>> BEGIN

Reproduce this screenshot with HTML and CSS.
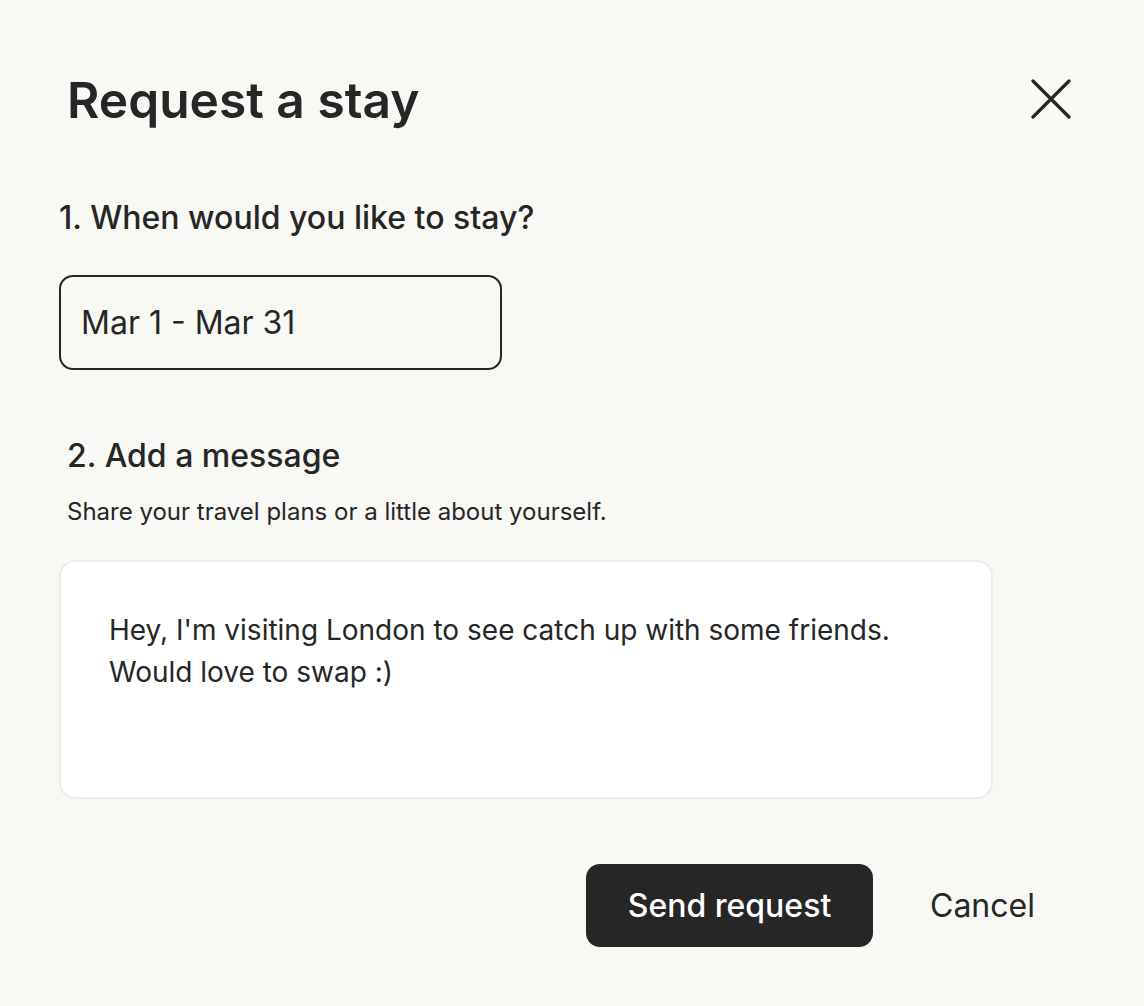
FILE: index.html
```html
<!DOCTYPE html>
<html lang="en">
<head>
<meta charset="utf-8">
<title>Request a stay</title>
<link rel="stylesheet" href="styles.css">
</head>
<body>
<div class="dialog">
  <header class="dialog-header">
    <h1 class="title">Request a stay</h1>
    <button class="close" aria-label="Close">
      <svg width="40" height="40" viewBox="0 0 40 40"><path d="M2 2 L38 38 M38 2 L2 38" stroke="#262626" stroke-width="3.2" stroke-linecap="round" fill="none"/></svg>
    </button>
  </header>
  <section class="step step-dates">
    <h2 class="step-title">1. When would you like to stay?</h2>
    <div class="date-field">Mar 1 - Mar 31</div>
  </section>
  <section class="step step-message">
    <h2 class="step-title msg-title">2. Add a message</h2>
    <p class="hint">Share your travel plans or a little about yourself.</p>
    <div class="message-box">
      <p class="message">Hey, I'm visiting London to see catch up with some friends.<br>Would love to swap :)</p>
    </div>
  </section>
  <footer class="actions">
    <button class="btn-primary">Send request</button>
    <button class="btn-link">Cancel</button>
  </footer>
</div>
</body>
</html>
```
FILE: styles.css
```css
* { box-sizing: border-box; }
html, body { margin: 0; padding: 0; }
body {
  background: #f8f8f4;
  font-family: Inter, "Liberation Sans", sans-serif;
  color: #262626;
  width: 1144px;
  height: 1006px;
  overflow: hidden;
}
.dialog {
  padding: 0 0 0 59px;
  display: flex;
  flex-direction: column;
}
.dialog-header {
  display: flex;
  justify-content: space-between;
  align-items: center;
  padding-top: 71px;
  padding-right: 73px;
}
.title {
  margin: 0 0 0 8px;
  font-size: 49.7px;
  font-weight: 600;
  line-height: 58px;
}
.close {
  background: none;
  border: 0;
  padding: 0;
  width: 40px;
  height: 40px;
  display: block;
  margin-top: -3px;
}
.close svg { display: block; }
.step-title {
  margin: 0;
  font-size: 32px;
  font-weight: 500;
  line-height: 38px;
}
.step-dates { margin-top: 70px; }
.date-field {
  margin-top: 38px;
  width: 443px;
  height: 95px;
  border: 2px solid #262626;
  border-radius: 14px;
  display: flex;
  align-items: center;
  padding-left: 20px;
  font-size: 32px;
  font-weight: 400;
}
.step-message { margin-top: 67px; }
.msg-title { margin-left: 8px; }
.hint {
  margin: 22px 0 0 8px;
  font-size: 24px;
  line-height: 29px;
}
.message-box {
  margin-top: 34px;
  width: 934px;
  height: 239px;
  background: #ffffff;
  border: 2px solid #ececea;
  border-radius: 16px;
  padding: 47px 48px;
}
.message {
  margin: 0;
  font-size: 28px;
  line-height: 42px;
}
.actions {
  margin-top: 65px;
  display: flex;
  align-items: center;
  padding-left: 527px;
}
.btn-primary {
  width: 287px;
  height: 83px;
  background: #262626;
  color: #ffffff;
  border: 0;
  border-radius: 14px;
  font-family: inherit;
  font-size: 32px;
  font-weight: 500;
}
.btn-link {
  margin-left: 57px;
  background: none;
  border: 0;
  padding: 0;
  font-family: inherit;
  font-size: 32px;
  font-weight: 400;
  color: #262626;
}
```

>> END

▶ **WHAT YOU HAVE TO DO**
Transcribe the full listing above exactly, with the images removed.

▶ **EXPECTED ANSWER**
Reproduce this screenshot with HTML and CSS.
FILE: index.html
```html
<!DOCTYPE html>
<html lang="en">
<head>
<meta charset="utf-8">
<title>Request a stay</title>
<link rel="stylesheet" href="styles.css">
</head>
<body>
<div class="dialog">
  <header class="dialog-header">
    <h1 class="title">Request a stay</h1>
    <button class="close" aria-label="Close">
      <svg width="40" height="40" viewBox="0 0 40 40"><path d="M2 2 L38 38 M38 2 L2 38" stroke="#262626" stroke-width="3.2" stroke-linecap="round" fill="none"/></svg>
    </button>
  </header>
  <section class="step step-dates">
    <h2 class="step-title">1. When would you like to stay?</h2>
    <div class="date-field">Mar 1 - Mar 31</div>
  </section>
  <section class="step step-message">
    <h2 class="step-title msg-title">2. Add a message</h2>
    <p class="hint">Share your travel plans or a little about yourself.</p>
    <div class="message-box">
      <p class="message">Hey, I'm visiting London to see catch up with some friends.<br>Would love to swap :)</p>
    </div>
  </section>
  <footer class="actions">
    <button class="btn-primary">Send request</button>
    <button class="btn-link">Cancel</button>
  </footer>
</div>
</body>
</html>
```
FILE: styles.css
```css
* { box-sizing: border-box; }
html, body { margin: 0; padding: 0; }
body {
  background: #f8f8f4;
  font-family: Inter, "Liberation Sans", sans-serif;
  color: #262626;
  width: 1144px;
  height: 1006px;
  overflow: hidden;
}
.dialog {
  padding: 0 0 0 59px;
  display: flex;
  flex-direction: column;
}
.dialog-header {
  display: flex;
  justify-content: space-between;
  align-items: center;
  padding-top: 71px;
  padding-right: 73px;
}
.title {
  margin: 0 0 0 8px;
  font-size: 49.7px;
  font-weight: 600;
  line-height: 58px;
}
.close {
  background: none;
  border: 0;
  padding: 0;
  width: 40px;
  height: 40px;
  display: block;
  margin-top: -3px;
}
.close svg { display: block; }
.step-title {
  margin: 0;
  font-size: 32px;
  font-weight: 500;
  line-height: 38px;
}
.step-dates { margin-top: 70px; }
.date-field {
  margin-top: 38px;
  width: 443px;
  height: 95px;
  border: 2px solid #262626;
  border-radius: 14px;
  display: flex;
  align-items: center;
  padding-left: 20px;
  font-size: 32px;
  font-weight: 400;
}
.step-message { margin-top: 67px; }
.msg-title { margin-left: 8px; }
.hint {
  margin: 22px 0 0 8px;
  font-size: 24px;
  line-height: 29px;
}
.message-box {
  margin-top: 34px;
  width: 934px;
  height: 239px;
  background: #ffffff;
  border: 2px solid #ececea;
  border-radius: 16px;
  padding: 47px 48px;
}
.message {
  margin: 0;
  font-size: 28px;
  line-height: 42px;
}
.actions {
  margin-top: 65px;
  display: flex;
  align-items: center;
  padding-left: 527px;
}
.btn-primary {
  width: 287px;
  height: 83px;
  background: #262626;
  color: #ffffff;
  border: 0;
  border-radius: 14px;
  font-family: inherit;
  font-size: 32px;
  font-weight: 500;
}
.btn-link {
  margin-left: 57px;
  background: none;
  border: 0;
  padding: 0;
  font-family: inherit;
  font-size: 32px;
  font-weight: 400;
  color: #262626;
}
```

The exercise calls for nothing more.